3. Una manera de mantenerse en la oración –o, como diría san Ignacio, en el »coloquio« – sería, manteniendo el mismo tema, cambiar de interlocutor: comenzar, por ejemplo, con la Virgen, luego hablar con Jesucristo; y terminar con el Padre ... o con el Espíritu santo, Maestro de oración, dejándolo a Él orar en nosotros »con gemidos inefables« (Rm 8,26-27).

Es el triple – o cuádruple – »coloquio«, tan recomendado por san Ignacio en momentos claves de los Ejercicios, que termina con un Avemaria, un Alma de Cristo y un Padrenuestro ... o con el Veni Creator.

IV. La contemplación

El cuarto y último momento de la »lectio divina« es la contemplación: dejando los detalles, se contempla el misterio de Dios que está en cada página de
la Escritura, y que ha sido descubierto en los momentos anteriores – lectura, meditación, oración –.

1. Una manera de contemplar es simplificar el »coloquio« del momento anterior, convirtiéndolo en un simple »escuchar« lo que Dios nos dice, adorándolo, ofreciéndose, agradeciéndole ... o también simplemente mirándolo, como lo hacía aquel aldeano que le decía al santo Cura de Ars que su oración consistía en: »Él me mira y yo lo miro«).

2. Si la »lectio divina« era, hasta ahora, una escucha activa, la contemplación – último momento de la misma – es el momento pasivo de la intimidad. Y es importante, porque, de hecho, sólo a nivel de esta intimidad comenzamos a conocer a Dios por experiencia, en el corazón y no sólo con la cabeza. Ciertamente, Dios puede darnos esta contemplación sin pasar por las diversas etapas o momentos de la »lectio divina«; pero, de ley ordinaria, la »lectio divina« la suscita en nosotros de un modo más durable.





Notas:

(*) Para la redacción del presente artículo me he inspirado en dos autores: el Card. C. M. Martini sj, ¿Por qué Jesús hablaba en parabolas Bogotá 1986, p. 97-99 y A. De Mello sj, Sadhana. Un camino de oración, Santander 1979, p. 109-112; y he tenido en cuenta mi artículo anterior titulado »Lectura de la Escritura y oración ignaciana (Lectura de la Escritura y oración, Boletín de Espiritualidad 100, p. 1-24).
La »lectio divina« es un término que viene de la tradición y que significa textualmente »lectura divina«. No es meramente un estudio, sino un auténtico momento de oración, la trama de toda la vida espiritual de la Iglesia (cfr. Dei Verbum, 6) la raíz de toda espiritualidad cristiana, no propia o exclusiva de una u otra espiritualidad, aunque a su difusión contribuyó mucho san Benito y su escuela.

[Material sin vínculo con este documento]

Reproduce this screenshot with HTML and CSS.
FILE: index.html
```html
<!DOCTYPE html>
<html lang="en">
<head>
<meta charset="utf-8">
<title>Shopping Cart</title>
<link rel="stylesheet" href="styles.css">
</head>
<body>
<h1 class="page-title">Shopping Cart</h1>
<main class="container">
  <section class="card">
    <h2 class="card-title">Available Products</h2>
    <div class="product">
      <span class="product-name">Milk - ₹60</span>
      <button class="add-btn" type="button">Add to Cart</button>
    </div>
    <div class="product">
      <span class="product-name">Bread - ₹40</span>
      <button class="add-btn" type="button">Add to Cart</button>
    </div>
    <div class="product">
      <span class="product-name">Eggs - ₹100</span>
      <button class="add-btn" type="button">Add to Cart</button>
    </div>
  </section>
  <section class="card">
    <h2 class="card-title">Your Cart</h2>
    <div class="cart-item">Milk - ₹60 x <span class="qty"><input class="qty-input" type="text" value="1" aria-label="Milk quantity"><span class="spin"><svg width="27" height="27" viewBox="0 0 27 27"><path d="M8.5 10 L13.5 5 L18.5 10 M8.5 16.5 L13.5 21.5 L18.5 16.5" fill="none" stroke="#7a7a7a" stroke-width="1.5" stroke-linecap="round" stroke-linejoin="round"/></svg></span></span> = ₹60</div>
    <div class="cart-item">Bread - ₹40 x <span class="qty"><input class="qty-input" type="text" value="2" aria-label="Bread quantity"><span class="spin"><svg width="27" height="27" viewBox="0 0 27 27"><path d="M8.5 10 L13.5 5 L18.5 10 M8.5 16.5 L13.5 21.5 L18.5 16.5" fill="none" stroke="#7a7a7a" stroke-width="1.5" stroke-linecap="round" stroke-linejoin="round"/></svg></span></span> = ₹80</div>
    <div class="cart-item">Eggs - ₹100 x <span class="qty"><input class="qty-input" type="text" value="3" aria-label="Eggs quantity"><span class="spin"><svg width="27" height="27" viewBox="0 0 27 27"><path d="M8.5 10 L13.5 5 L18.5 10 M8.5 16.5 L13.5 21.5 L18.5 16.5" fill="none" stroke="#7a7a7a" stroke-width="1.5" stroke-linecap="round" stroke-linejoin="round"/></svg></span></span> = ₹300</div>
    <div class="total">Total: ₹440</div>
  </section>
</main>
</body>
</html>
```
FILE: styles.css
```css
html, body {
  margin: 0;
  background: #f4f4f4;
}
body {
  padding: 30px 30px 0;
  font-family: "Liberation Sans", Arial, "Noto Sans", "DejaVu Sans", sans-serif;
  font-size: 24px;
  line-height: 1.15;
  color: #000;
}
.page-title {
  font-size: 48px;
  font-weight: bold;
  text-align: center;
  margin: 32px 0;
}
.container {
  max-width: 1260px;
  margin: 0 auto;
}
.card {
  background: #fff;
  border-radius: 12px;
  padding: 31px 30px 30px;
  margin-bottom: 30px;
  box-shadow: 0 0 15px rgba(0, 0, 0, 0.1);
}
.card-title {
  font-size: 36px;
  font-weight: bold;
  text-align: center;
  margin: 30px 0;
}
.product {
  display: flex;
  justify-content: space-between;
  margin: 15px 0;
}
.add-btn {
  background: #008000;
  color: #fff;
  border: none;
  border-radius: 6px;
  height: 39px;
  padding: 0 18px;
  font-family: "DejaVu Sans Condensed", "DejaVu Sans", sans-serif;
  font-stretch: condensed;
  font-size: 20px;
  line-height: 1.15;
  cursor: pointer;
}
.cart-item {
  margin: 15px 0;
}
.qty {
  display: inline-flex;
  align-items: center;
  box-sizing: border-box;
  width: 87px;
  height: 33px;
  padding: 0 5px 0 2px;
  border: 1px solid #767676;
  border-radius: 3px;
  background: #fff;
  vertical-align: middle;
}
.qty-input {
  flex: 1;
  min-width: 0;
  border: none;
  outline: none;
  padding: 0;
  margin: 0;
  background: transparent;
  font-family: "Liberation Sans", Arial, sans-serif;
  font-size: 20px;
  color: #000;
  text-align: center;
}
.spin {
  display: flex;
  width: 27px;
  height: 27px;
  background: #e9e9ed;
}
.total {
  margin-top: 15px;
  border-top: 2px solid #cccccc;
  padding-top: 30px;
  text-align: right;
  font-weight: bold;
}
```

(1) Mencionamos esta »variante« – de cada día o del día del Señor –, porque no creemos que convenga variar todos los días el texto sobre el cual se hace la »lectio divina«, sino hacer ésta, varios días, sobre un mismo texto, que podría ser el del domingo, por la importancia que este día tiene en la vida del cristiano, sacerdote o laico, religioso o no. Sería ésta una manera de tener en cuenta el consejo ignaciano de que »no el mucho saber harta y satisface al ánima, mas el sentir y gustar de las cosas internamente« (EE [2]), haciendo, durante varios días, »repetición« (EE [62]) de una misma »lectio divina«.

(2) De esta manera de »leer también con los labios« y de la razón – y ventajas – de la misma, hemos hablado más largamente en Lectura de la Escritura y oración, Boletín de Espiritualidad 100, p. 5-6 y del »leer repetidamente«, ibidem, p. 6-8).

(3) De esta Palabra de Dios«, cuya lectura se llama »lectio divina«, hablamos más largamente en Lectura de la Escritura y oración, p. 2-5.

(4) Esta descripción de la »meditación«, tal cual la entendían los antiguos monjes como parte de la »lectio divina«, está tomada de Colombás, El monacato primitivo, Madrid 1975, el capítulo »La espiritualidad«; y curiosamente usa las tres palabras con que san Ignacio, en su libro de los Ejercicios, describe su »meditación con las tres potencias«: memoria, entendimiento y voluntad (EE [45]), cuyo »ejercicio« mezcla también con la oración vocal, sea en los »preámbulos«, sea en los »coloquios« (EE [53-54]).









Boletín de espiritualidad Nr. 114, p. 1-8.